• Given request:
The lines to extract run from the first line of the material below to the line containing "import React from", both included; leave the pictures behind.

>>>>>

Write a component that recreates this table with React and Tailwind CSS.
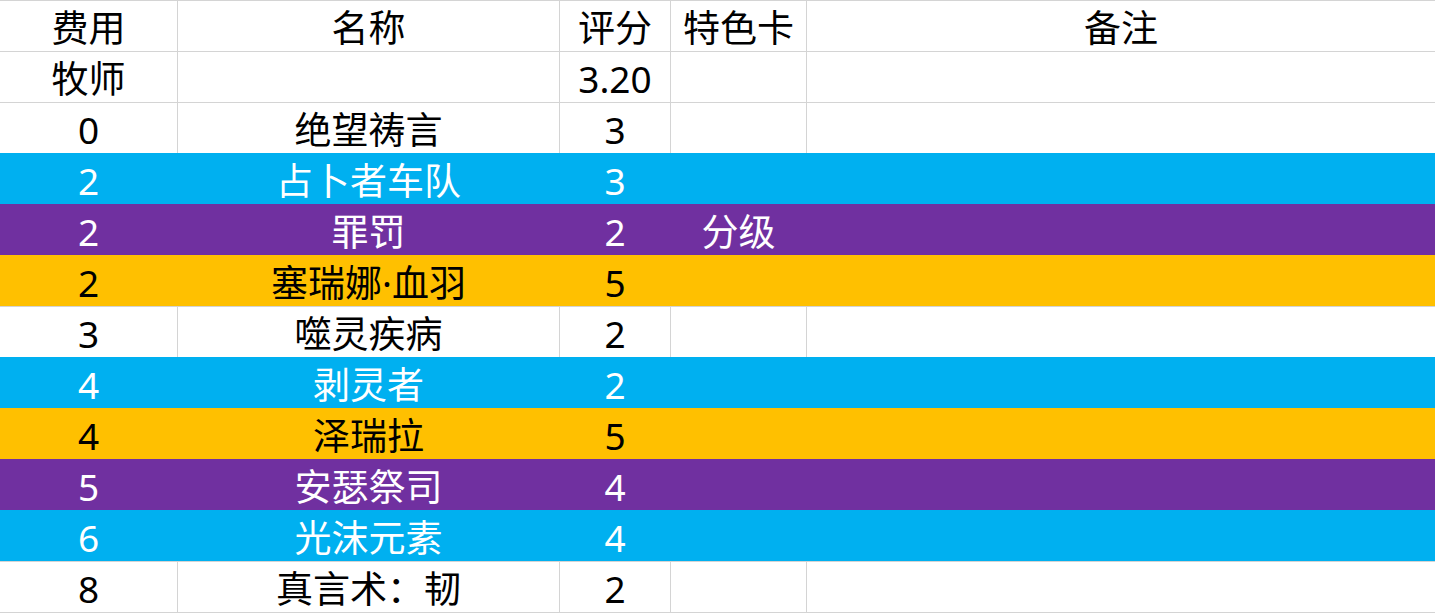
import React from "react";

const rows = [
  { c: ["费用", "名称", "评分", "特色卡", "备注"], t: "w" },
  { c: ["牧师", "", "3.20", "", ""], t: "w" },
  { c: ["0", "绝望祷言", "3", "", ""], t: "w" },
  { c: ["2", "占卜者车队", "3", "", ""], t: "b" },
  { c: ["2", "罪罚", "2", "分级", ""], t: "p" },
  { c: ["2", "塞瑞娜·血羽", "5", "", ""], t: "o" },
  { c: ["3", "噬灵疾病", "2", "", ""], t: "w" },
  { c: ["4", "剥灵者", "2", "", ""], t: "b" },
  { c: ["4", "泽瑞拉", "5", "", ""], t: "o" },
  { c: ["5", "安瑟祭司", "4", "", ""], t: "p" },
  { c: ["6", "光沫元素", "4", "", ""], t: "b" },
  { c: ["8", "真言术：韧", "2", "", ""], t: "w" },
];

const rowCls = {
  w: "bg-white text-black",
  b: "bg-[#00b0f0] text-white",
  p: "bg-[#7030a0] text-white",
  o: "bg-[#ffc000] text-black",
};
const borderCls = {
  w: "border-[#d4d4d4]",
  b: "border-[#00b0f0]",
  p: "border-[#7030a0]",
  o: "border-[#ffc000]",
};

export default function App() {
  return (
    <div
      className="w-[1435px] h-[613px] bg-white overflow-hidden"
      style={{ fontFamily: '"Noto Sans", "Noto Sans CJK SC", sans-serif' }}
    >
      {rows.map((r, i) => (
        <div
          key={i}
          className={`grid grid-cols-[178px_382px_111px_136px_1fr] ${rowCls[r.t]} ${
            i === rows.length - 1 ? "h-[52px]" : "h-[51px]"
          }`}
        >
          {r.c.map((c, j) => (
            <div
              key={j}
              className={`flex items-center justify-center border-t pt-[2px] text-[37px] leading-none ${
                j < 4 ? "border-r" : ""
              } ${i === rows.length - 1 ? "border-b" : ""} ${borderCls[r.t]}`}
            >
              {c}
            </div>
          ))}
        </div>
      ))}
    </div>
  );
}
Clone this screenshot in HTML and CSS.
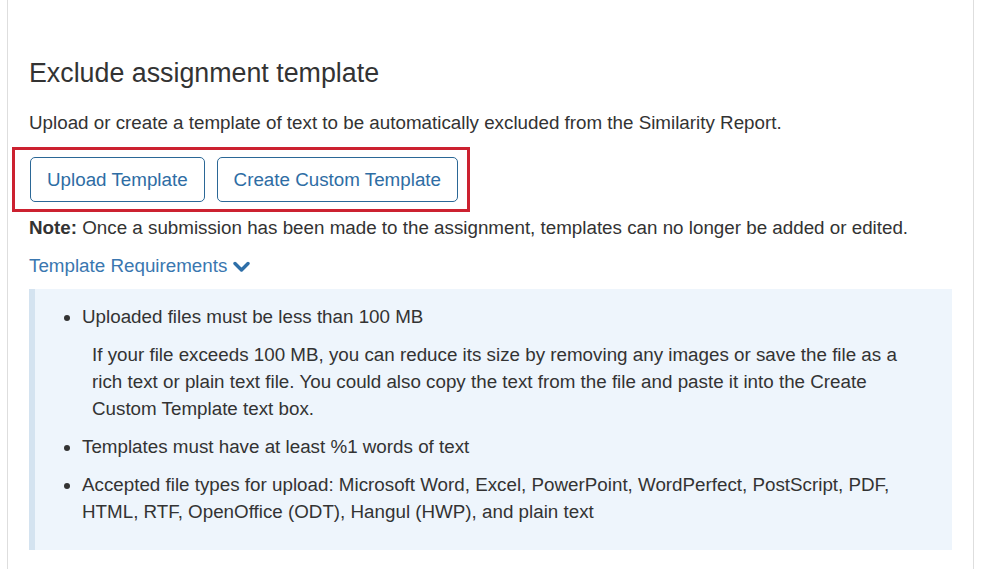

<<<<<

• Correct output:
Write a component that recreates this table with React and Tailwind CSS.
import React from "react";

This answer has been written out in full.